TASK TO COMPLETE: In your copy, include every line of the listing below exactly but none of the pictures.

DATA LINES:
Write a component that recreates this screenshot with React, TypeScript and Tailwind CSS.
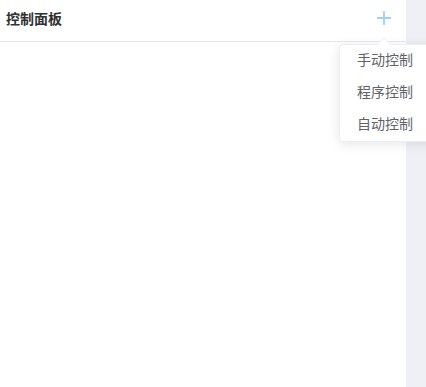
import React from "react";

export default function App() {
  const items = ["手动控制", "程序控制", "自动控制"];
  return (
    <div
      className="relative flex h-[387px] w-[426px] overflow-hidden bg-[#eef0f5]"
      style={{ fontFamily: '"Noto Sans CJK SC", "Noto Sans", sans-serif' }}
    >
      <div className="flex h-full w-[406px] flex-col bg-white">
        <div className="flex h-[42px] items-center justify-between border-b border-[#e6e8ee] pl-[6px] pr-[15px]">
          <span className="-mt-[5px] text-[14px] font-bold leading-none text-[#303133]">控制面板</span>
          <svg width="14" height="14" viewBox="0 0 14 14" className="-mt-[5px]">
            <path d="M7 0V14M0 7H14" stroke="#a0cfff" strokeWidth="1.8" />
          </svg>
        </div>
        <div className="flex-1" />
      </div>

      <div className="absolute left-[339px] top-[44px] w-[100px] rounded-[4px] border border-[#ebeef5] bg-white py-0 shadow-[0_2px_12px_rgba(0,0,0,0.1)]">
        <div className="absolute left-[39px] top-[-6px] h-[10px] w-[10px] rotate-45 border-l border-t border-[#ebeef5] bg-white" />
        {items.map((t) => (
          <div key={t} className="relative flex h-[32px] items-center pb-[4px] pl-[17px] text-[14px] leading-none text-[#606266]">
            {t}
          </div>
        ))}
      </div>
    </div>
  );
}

SOLUTION TO THE EXERCISE:
Write a component that recreates this screenshot with React, TypeScript and Tailwind CSS.
import React from "react";

export default function App() {
  const items = ["手动控制", "程序控制", "自动控制"];
  return (
    <div
      className="relative flex h-[387px] w-[426px] overflow-hidden bg-[#eef0f5]"
      style={{ fontFamily: '"Noto Sans CJK SC", "Noto Sans", sans-serif' }}
    >
      <div className="flex h-full w-[406px] flex-col bg-white">
        <div className="flex h-[42px] items-center justify-between border-b border-[#e6e8ee] pl-[6px] pr-[15px]">
          <span className="-mt-[5px] text-[14px] font-bold leading-none text-[#303133]">控制面板</span>
          <svg width="14" height="14" viewBox="0 0 14 14" className="-mt-[5px]">
            <path d="M7 0V14M0 7H14" stroke="#a0cfff" strokeWidth="1.8" />
          </svg>
        </div>
        <div className="flex-1" />
      </div>

      <div className="absolute left-[339px] top-[44px] w-[100px] rounded-[4px] border border-[#ebeef5] bg-white py-0 shadow-[0_2px_12px_rgba(0,0,0,0.1)]">
        <div className="absolute left-[39px] top-[-6px] h-[10px] w-[10px] rotate-45 border-l border-t border-[#ebeef5] bg-white" />
        {items.map((t) => (
          <div key={t} className="relative flex h-[32px] items-center pb-[4px] pl-[17px] text-[14px] leading-none text-[#606266]">
            {t}
          </div>
        ))}
      </div>
    </div>
  );
}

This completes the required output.